Open martinakos opened 3 years ago
@martinakos did you find a solution to using two cameras with no overlapping features?
Nope. I think it would need a monocular initialisation but as it's configured for stereo it won't initialise.
@martinakos any way you know, I could use through which I can calculate the overlapping area between images of stereo pair, given the intrinsic and extrinsic of the cameras?
I’ve managed to run orbslam3 with stereo fisheye when there is overlapping between both camera FoVs. Now I’ve tried to use orbslam3 with two back to back fisheye cameras and there is no overlapping between the both cameras FoVs. However, it can’t find any features in the current frame and the map is not initialised.
As I understand from this issue #88 the fisheye stereo mode works by having two independent monocular fisheye cameras. The features that are in the overlapping region are considered stereo features and the features outside the overlapping region are mono features. So in my case there would be only mono features.

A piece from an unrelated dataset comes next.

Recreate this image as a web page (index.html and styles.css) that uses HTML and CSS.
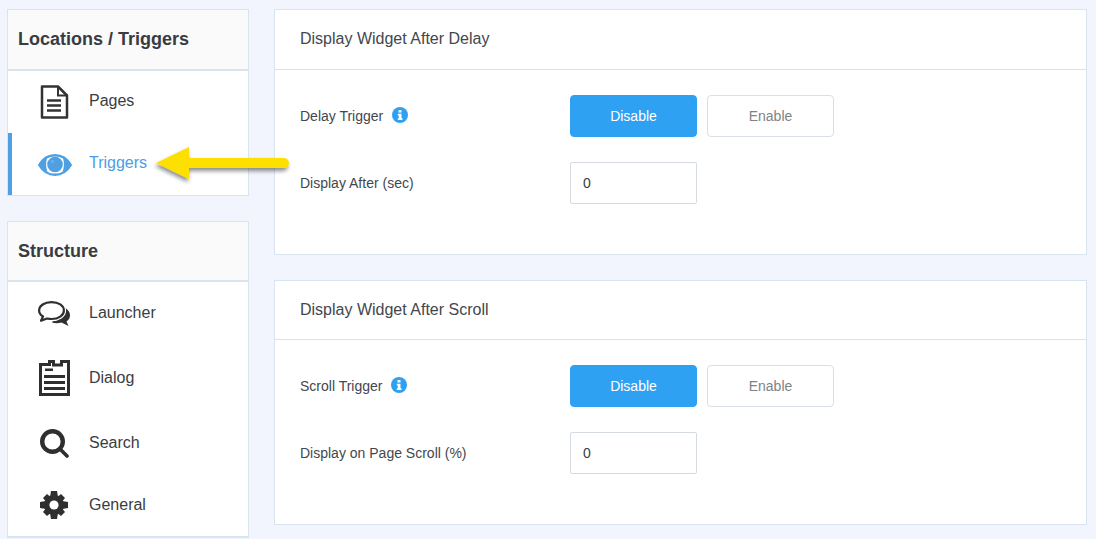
FILE: index.html
```html
<!DOCTYPE html>
<html lang="en">
<head>
<meta charset="utf-8">
<title>Triggers</title>
<link rel="stylesheet" href="styles.css">
</head>
<body>
<div class="layout">
  <aside class="sidebar">
    <section class="side-card">
      <h2 class="side-head">Locations / Triggers</h2>
      <a class="side-item side-item-a">
        <svg class="icon" width="32" height="34" viewBox="0 0 32 34"><path d="M4 1.500H20L29 10.500V32.500H4Z" fill="#fff" stroke="#333" stroke-width="2.500" stroke-linejoin="round"/><path d="M20 1.500V10.500H29" fill="none" stroke="#333" stroke-width="2"/><path d="M9 15.500H23M9 20.500H23M9 25.500H23" stroke="#333" stroke-width="2.400"/></svg>
        <span>Pages</span>
      </a>
      <a class="side-item side-item-b active">
        <svg class="icon" width="34" height="22" viewBox="0 0 34 22"><path d="M1.200 11C5 4.500 10.500 1.200 17 1.200S29 4.500 32.800 11C29 17.500 23.500 20.800 17 20.800S5 17.500 1.200 11Z" fill="none" stroke="#4f9fe3" stroke-width="2.400"/><path d="M1 11C3 8 6 5.500 9 4C7.500 9 8 14 9.500 18C6 16.500 3 14 1 11ZM25 4C28 5.500 31 8 33 11C31 14 28 16.500 24.500 18C26 14 26.500 9 25 4Z" fill="#4f9fe3"/><circle cx="17" cy="10.500" r="7.800" fill="#4f9fe3"/><circle cx="14.500" cy="7.500" r="1.800" fill="#6aaee9"/></svg>
        <span>Triggers</span>
      </a>
    </section>
    <section class="side-card">
      <h2 class="side-head">Structure</h2>
      <a class="side-item side-item-c">
        <svg class="icon" width="32" height="25" viewBox="0 0 32 25"><path d="M23 5C29 7 32 10.500 32 14.500C32 17 30.500 19 28.500 20.500L30.500 25L23.500 21.500C20 22.500 17 22.500 14 21.500Z" fill="#2f2f2f"/><path d="M13.500 1.100C6.500 1.100 1.100 4.600 1.100 9.500C1.100 12 2.600 14 5 15.500L3 19.800L9 17.500C10.500 17.800 12 18 13.500 18C20.500 18 25.900 14.500 25.900 9.500S20.500 1.100 13.500 1.100Z" fill="#fff" stroke="#fff" stroke-width="4.500" stroke-linejoin="round"/><path d="M13.500 1.100C6.500 1.100 1.100 4.600 1.100 9.500C1.100 12 2.600 14 5 15.500L3 19.800L9 17.500C10.500 17.800 12 18 13.500 18C20.500 18 25.900 14.500 25.900 9.500S20.500 1.100 13.500 1.100Z" fill="#fff" stroke="#2f2f2f" stroke-width="2.200" stroke-linejoin="round"/></svg>
        <span>Launcher</span>
      </a>
      <a class="side-item side-item-d">
        <svg class="icon" width="31" height="36" viewBox="0 0 31 36"><path fill-rule="evenodd" d="M0 3H9V0H16V3.500H21V0H31V36H0ZM3 6V33H28V3H24V6.500H13V3H12V6Z" fill="#2f2f2f"/><path d="M6 8.500H14V11H6ZM5 15H26V18H5ZM5 21H26V24H5ZM5 27H26V30H5Z" fill="#2f2f2f"/></svg>
        <span>Dialog</span>
      </a>
      <a class="side-item side-item-e">
        <svg class="icon" width="29" height="29" viewBox="0 0 29 29"><circle cx="12.500" cy="12.500" r="10.300" fill="none" stroke="#2f2f2f" stroke-width="4.400"/><path d="M20 20L27 27" stroke="#2f2f2f" stroke-width="3.600" stroke-linecap="round"/></svg>
        <span>Search</span>
      </a>
      <a class="side-item side-item-f">
        <svg class="icon" width="28" height="28" viewBox="0 0 28 28"><g fill="#2f2f2f"><circle cx="14" cy="14" r="10"/><path d="M11 0H17L18 6H10ZM11 28H17L18 22H10ZM0 11V17L6 18V10ZM28 11V17L22 18V10Z"/><path d="M3 7L7 3L12 7L7 12ZM25 7L21 3L16 7L21 12ZM3 21L7 25L12 21L7 16ZM25 21L21 25L16 21L21 16Z"/></g><circle cx="14" cy="14" r="4.600" fill="#fff"/></svg>
        <span>General</span>
      </a>
    </section>
  </aside>
  <main class="content">
    <section class="panel">
      <h3 class="panel-head">Display Widget After Delay</h3>
      <div class="panel-body">
        <div class="row">
          <div class="label">Delay Trigger
            <svg class="info" width="16" height="16" viewBox="0 0 16 16"><circle cx="8" cy="8" r="8" fill="#2fa1f3"/><path d="M6.500 3H9.500V5.500H6.500ZM5.800 6.700H9.500V11.300H10.500V13H5.800V11.300H6.800V8.400H5.800Z" fill="#fff"/></svg>
          </div>
          <button class="btn btn-on">Disable</button>
          <button class="btn btn-off">Enable</button>
        </div>
        <div class="row">
          <div class="label">Display After (sec)</div>
          <input class="field" type="text" value="0">
        </div>
      </div>
    </section>
    <section class="panel panel-short">
      <h3 class="panel-head">Display Widget After Scroll</h3>
      <div class="panel-body">
        <div class="row">
          <div class="label">Scroll Trigger
            <svg class="info" width="16" height="16" viewBox="0 0 16 16"><circle cx="8" cy="8" r="8" fill="#2fa1f3"/><path d="M6.500 3H9.500V5.500H6.500ZM5.800 6.700H9.500V11.300H10.500V13H5.800V11.300H6.800V8.400H5.800Z" fill="#fff"/></svg>
          </div>
          <button class="btn btn-on">Disable</button>
          <button class="btn btn-off">Enable</button>
        </div>
        <div class="row">
          <div class="label">Display on Page Scroll (%)</div>
          <input class="field" type="text" value="0">
        </div>
      </div>
    </section>
  </main>
</div>
<svg class="arrow" width="140" height="44" viewBox="0 0 140 44">
  <defs><filter id="sh" x="-10%" y="-20%" width="120%" height="150%"><feDropShadow dx="-1" dy="3" stdDeviation="2" flood-color="#000" flood-opacity=".45"/></filter></defs>
  <path d="M5 20L38 4V15H133A5 5 0 0 1 133 25H38V36Z" fill="#fde000" filter="url(#sh)"/>
</svg>
</body>
</html>
```
FILE: styles.css
```css
* { box-sizing: border-box; }
html, body { margin: 0; height: 539px; overflow: hidden; }
body { background: #f2f5fd; font-family: "Liberation Sans", Arial, sans-serif; color: #3a3d42; }
.layout { display: grid; grid-template-columns: 242px 813px; column-gap: 25px; padding: 9px 0 0 7px; }
.sidebar { display: flex; flex-direction: column; gap: 25px; }
.side-card { background: #fff; border: 1px solid #d9e4f1; }
.side-card + .side-card { border-bottom-width: 2px; }
.side-head { margin: 0; height: 61px; padding-left: 10px; background: #fafafa; border-bottom: 2px solid #d9e4f1; font-size: 18px; line-height: 58px; font-weight: 700; color: #383c42; }
.side-card + .side-card .side-head { height: 60px; }
.side-item { display: flex; align-items: center; position: relative; padding-left: 81px; font-size: 16px; color: #3a3d42; }
.side-item .icon { position: absolute; }
.side-item-a { height: 62px; padding-bottom: 2px; }
.side-item-a .icon { left: 30px; top: 14px; }
.side-item-b { height: 62px; padding-bottom: 2px; }
.side-item-b .icon { left: 30px; top: 21px; }
.side-item-c { height: 63px; padding-bottom: 1px; }
.side-item-c .icon { left: 30px; top: 19px; }
.side-item-d { height: 65px; }
.side-item-d .icon { left: 31px; top: 15px; }
.side-item-e { height: 65px; }
.side-item-e .icon { left: 32px; top: 19px; }
.side-item-f { height: 61px; padding-bottom: 1px; }
.side-item-f .icon { left: 32px; top: 16px; }
.side-item.active { color: #4a9ee3; border-left: 4px solid #4f9fe3; padding-left: 77px; }
.side-item.active .icon { left: 26px; }
.content { display: flex; flex-direction: column; gap: 25px; }
.panel { height: 246px; background: #fff; border: 1px solid #d9e4f1; }
.panel-short { height: 245px; }
.panel-head { margin: 0; height: 60px; padding-left: 25px; border-bottom: 1px solid #d9e2ec; font-size: 16px; line-height: 57px; font-weight: 400; color: #43474d; }
.panel-short .panel-head { height: 59px; }
.panel-body { padding: 25px 0 0 25px; display: flex; flex-direction: column; gap: 25px; }
.row { display: flex; align-items: center; height: 42px; gap: 10px; }
.label { width: 270px; margin-right: -10px; font-size: 14px; color: #43474d; display: flex; align-items: center; gap: 9px; flex: none; }
.info { position: relative; top: -1.5px; }
.btn { width: 127px; height: 42px; border-radius: 4px; font: 14px "Liberation Sans", Arial, sans-serif; padding: 0; }
.btn-on { background: #2fa1f3; border: 1px solid #2fa1f3; color: #fff; }
.btn-off { background: #fff; border: 1px solid #d9dfe6; color: #7e8388; }
.field { width: 127px; height: 42px; border: 1px solid #d5dae0; border-radius: 2px; padding: 0 12px; font: 14px "Liberation Sans", Arial, sans-serif; color: #3a3d42; background: #fff; }
.arrow { position: absolute; left: 151px; top: 143px; }
```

I wonder if the problem is with the initialisation expecting some stereo features to initialise the scale of the map, but as there are only mono features it can't initialise. I see that for monocular fisheye there is an initialisation step where features are tracked until there is enough parallax and then the corresponding landmarks are introduced in the map. As the stereo mode doesn’t use this initialisation that may be preventing this non-overlaping configuration from working. Could this be the reason?
In my configuration file I set the lapping parameters both begin and end to 0 to indicate that there is no overlapping. And set the Tlr transform so that the cameras are facing back to back.